* Dataset content *
(begin)

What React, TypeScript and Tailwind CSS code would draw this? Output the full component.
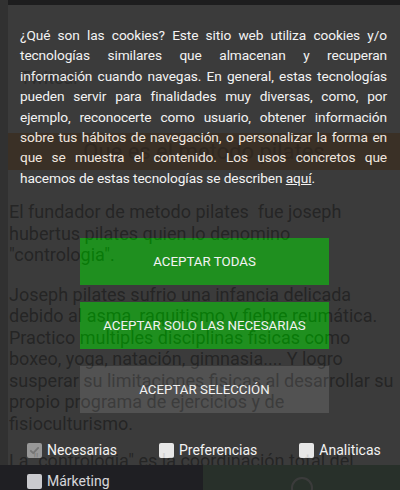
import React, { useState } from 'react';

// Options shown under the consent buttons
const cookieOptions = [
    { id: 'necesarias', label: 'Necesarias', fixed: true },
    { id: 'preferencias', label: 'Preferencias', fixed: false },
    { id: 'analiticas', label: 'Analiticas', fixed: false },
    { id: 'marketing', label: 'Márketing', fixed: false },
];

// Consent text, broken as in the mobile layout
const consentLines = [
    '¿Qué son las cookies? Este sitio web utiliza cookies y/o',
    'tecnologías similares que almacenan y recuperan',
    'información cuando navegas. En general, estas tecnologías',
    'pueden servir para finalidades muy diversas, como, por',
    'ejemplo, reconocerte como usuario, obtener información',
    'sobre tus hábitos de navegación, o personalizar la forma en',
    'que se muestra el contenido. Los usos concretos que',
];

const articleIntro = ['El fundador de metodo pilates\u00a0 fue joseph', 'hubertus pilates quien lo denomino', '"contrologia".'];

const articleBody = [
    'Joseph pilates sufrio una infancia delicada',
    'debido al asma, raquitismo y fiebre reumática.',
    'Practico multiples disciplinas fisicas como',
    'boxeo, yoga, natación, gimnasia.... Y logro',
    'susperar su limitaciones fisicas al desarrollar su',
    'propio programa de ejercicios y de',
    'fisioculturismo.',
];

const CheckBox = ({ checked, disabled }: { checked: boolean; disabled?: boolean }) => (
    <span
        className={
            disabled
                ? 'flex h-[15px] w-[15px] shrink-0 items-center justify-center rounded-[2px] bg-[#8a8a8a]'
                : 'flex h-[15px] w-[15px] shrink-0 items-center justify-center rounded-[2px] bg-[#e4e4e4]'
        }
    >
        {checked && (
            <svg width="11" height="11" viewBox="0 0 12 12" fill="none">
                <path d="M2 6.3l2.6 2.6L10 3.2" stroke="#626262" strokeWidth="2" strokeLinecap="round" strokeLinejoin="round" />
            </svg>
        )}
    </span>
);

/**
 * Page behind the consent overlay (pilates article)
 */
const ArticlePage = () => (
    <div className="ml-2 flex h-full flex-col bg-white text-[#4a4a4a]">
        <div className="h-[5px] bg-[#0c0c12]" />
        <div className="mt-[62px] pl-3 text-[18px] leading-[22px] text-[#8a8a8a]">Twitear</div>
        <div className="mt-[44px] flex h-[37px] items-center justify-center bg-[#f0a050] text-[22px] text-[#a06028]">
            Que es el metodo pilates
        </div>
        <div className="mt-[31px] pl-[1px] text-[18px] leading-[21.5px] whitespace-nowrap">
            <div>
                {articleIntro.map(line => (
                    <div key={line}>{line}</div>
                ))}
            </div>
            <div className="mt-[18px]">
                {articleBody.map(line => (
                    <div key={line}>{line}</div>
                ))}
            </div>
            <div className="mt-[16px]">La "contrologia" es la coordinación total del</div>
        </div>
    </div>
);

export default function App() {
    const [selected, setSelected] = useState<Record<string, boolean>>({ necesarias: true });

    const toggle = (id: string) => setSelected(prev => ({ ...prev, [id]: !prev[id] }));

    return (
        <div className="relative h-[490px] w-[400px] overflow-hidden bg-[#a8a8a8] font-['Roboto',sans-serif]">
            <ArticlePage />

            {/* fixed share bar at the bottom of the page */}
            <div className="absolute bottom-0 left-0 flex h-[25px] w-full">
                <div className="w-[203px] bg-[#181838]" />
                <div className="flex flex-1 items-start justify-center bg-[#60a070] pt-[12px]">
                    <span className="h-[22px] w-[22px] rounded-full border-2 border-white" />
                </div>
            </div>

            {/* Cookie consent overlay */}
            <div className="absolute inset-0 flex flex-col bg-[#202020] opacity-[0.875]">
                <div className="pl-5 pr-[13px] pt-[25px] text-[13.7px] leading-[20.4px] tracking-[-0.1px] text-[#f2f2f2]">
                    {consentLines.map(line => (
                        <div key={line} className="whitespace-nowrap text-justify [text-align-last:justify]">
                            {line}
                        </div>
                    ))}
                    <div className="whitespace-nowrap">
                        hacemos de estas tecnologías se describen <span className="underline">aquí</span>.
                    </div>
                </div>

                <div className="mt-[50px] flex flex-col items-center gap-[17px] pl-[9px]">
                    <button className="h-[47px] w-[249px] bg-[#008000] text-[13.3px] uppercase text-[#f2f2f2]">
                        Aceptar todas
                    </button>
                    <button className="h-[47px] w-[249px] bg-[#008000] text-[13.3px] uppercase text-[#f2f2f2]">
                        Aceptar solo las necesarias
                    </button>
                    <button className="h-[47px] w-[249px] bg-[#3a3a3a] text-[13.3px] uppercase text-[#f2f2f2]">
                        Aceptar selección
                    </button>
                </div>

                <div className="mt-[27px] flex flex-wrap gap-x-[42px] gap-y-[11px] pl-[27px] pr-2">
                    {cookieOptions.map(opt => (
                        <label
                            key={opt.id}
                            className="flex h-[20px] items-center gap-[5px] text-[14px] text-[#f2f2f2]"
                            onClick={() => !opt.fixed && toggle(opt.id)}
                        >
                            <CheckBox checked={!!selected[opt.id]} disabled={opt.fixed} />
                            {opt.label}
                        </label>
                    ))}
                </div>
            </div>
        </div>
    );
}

(end)

* What this task involves *
Omit the pictures, then quote the rest of the material above exactly.

* Worked solution *
What React, TypeScript and Tailwind CSS code would draw this? Output the full component.
import React, { useState } from 'react';

// Options shown under the consent buttons
const cookieOptions = [
    { id: 'necesarias', label: 'Necesarias', fixed: true },
    { id: 'preferencias', label: 'Preferencias', fixed: false },
    { id: 'analiticas', label: 'Analiticas', fixed: false },
    { id: 'marketing', label: 'Márketing', fixed: false },
];

// Consent text, broken as in the mobile layout
const consentLines = [
    '¿Qué son las cookies? Este sitio web utiliza cookies y/o',
    'tecnologías similares que almacenan y recuperan',
    'información cuando navegas. En general, estas tecnologías',
    'pueden servir para finalidades muy diversas, como, por',
    'ejemplo, reconocerte como usuario, obtener información',
    'sobre tus hábitos de navegación, o personalizar la forma en',
    'que se muestra el contenido. Los usos concretos que',
];

const articleIntro = ['El fundador de metodo pilates\u00a0 fue joseph', 'hubertus pilates quien lo denomino', '"contrologia".'];

const articleBody = [
    'Joseph pilates sufrio una infancia delicada',
    'debido al asma, raquitismo y fiebre reumática.',
    'Practico multiples disciplinas fisicas como',
    'boxeo, yoga, natación, gimnasia.... Y logro',
    'susperar su limitaciones fisicas al desarrollar su',
    'propio programa de ejercicios y de',
    'fisioculturismo.',
];

const CheckBox = ({ checked, disabled }: { checked: boolean; disabled?: boolean }) => (
    <span
        className={
            disabled
                ? 'flex h-[15px] w-[15px] shrink-0 items-center justify-center rounded-[2px] bg-[#8a8a8a]'
                : 'flex h-[15px] w-[15px] shrink-0 items-center justify-center rounded-[2px] bg-[#e4e4e4]'
        }
    >
        {checked && (
            <svg width="11" height="11" viewBox="0 0 12 12" fill="none">
                <path d="M2 6.3l2.6 2.6L10 3.2" stroke="#626262" strokeWidth="2" strokeLinecap="round" strokeLinejoin="round" />
            </svg>
        )}
    </span>
);

/**
 * Page behind the consent overlay (pilates article)
 */
const ArticlePage = () => (
    <div className="ml-2 flex h-full flex-col bg-white text-[#4a4a4a]">
        <div className="h-[5px] bg-[#0c0c12]" />
        <div className="mt-[62px] pl-3 text-[18px] leading-[22px] text-[#8a8a8a]">Twitear</div>
        <div className="mt-[44px] flex h-[37px] items-center justify-center bg-[#f0a050] text-[22px] text-[#a06028]">
            Que es el metodo pilates
        </div>
        <div className="mt-[31px] pl-[1px] text-[18px] leading-[21.5px] whitespace-nowrap">
            <div>
                {articleIntro.map(line => (
                    <div key={line}>{line}</div>
                ))}
            </div>
            <div className="mt-[18px]">
                {articleBody.map(line => (
                    <div key={line}>{line}</div>
                ))}
            </div>
            <div className="mt-[16px]">La "contrologia" es la coordinación total del</div>
        </div>
    </div>
);

export default function App() {
    const [selected, setSelected] = useState<Record<string, boolean>>({ necesarias: true });

    const toggle = (id: string) => setSelected(prev => ({ ...prev, [id]: !prev[id] }));

    return (
        <div className="relative h-[490px] w-[400px] overflow-hidden bg-[#a8a8a8] font-['Roboto',sans-serif]">
            <ArticlePage />

            {/* fixed share bar at the bottom of the page */}
            <div className="absolute bottom-0 left-0 flex h-[25px] w-full">
                <div className="w-[203px] bg-[#181838]" />
                <div className="flex flex-1 items-start justify-center bg-[#60a070] pt-[12px]">
                    <span className="h-[22px] w-[22px] rounded-full border-2 border-white" />
                </div>
            </div>

            {/* Cookie consent overlay */}
            <div className="absolute inset-0 flex flex-col bg-[#202020] opacity-[0.875]">
                <div className="pl-5 pr-[13px] pt-[25px] text-[13.7px] leading-[20.4px] tracking-[-0.1px] text-[#f2f2f2]">
                    {consentLines.map(line => (
                        <div key={line} className="whitespace-nowrap text-justify [text-align-last:justify]">
                            {line}
                        </div>
                    ))}
                    <div className="whitespace-nowrap">
                        hacemos de estas tecnologías se describen <span className="underline">aquí</span>.
                    </div>
                </div>

                <div className="mt-[50px] flex flex-col items-center gap-[17px] pl-[9px]">
                    <button className="h-[47px] w-[249px] bg-[#008000] text-[13.3px] uppercase text-[#f2f2f2]">
                        Aceptar todas
                    </button>
                    <button className="h-[47px] w-[249px] bg-[#008000] text-[13.3px] uppercase text-[#f2f2f2]">
                        Aceptar solo las necesarias
                    </button>
                    <button className="h-[47px] w-[249px] bg-[#3a3a3a] text-[13.3px] uppercase text-[#f2f2f2]">
                        Aceptar selección
                    </button>
                </div>

                <div className="mt-[27px] flex flex-wrap gap-x-[42px] gap-y-[11px] pl-[27px] pr-2">
                    {cookieOptions.map(opt => (
                        <label
                            key={opt.id}
                            className="flex h-[20px] items-center gap-[5px] text-[14px] text-[#f2f2f2]"
                            onClick={() => !opt.fixed && toggle(opt.id)}
                        >
                            <CheckBox checked={!!selected[opt.id]} disabled={opt.fixed} />
                            {opt.label}
                        </label>
                    ))}
                </div>
            </div>
        </div>
    );
}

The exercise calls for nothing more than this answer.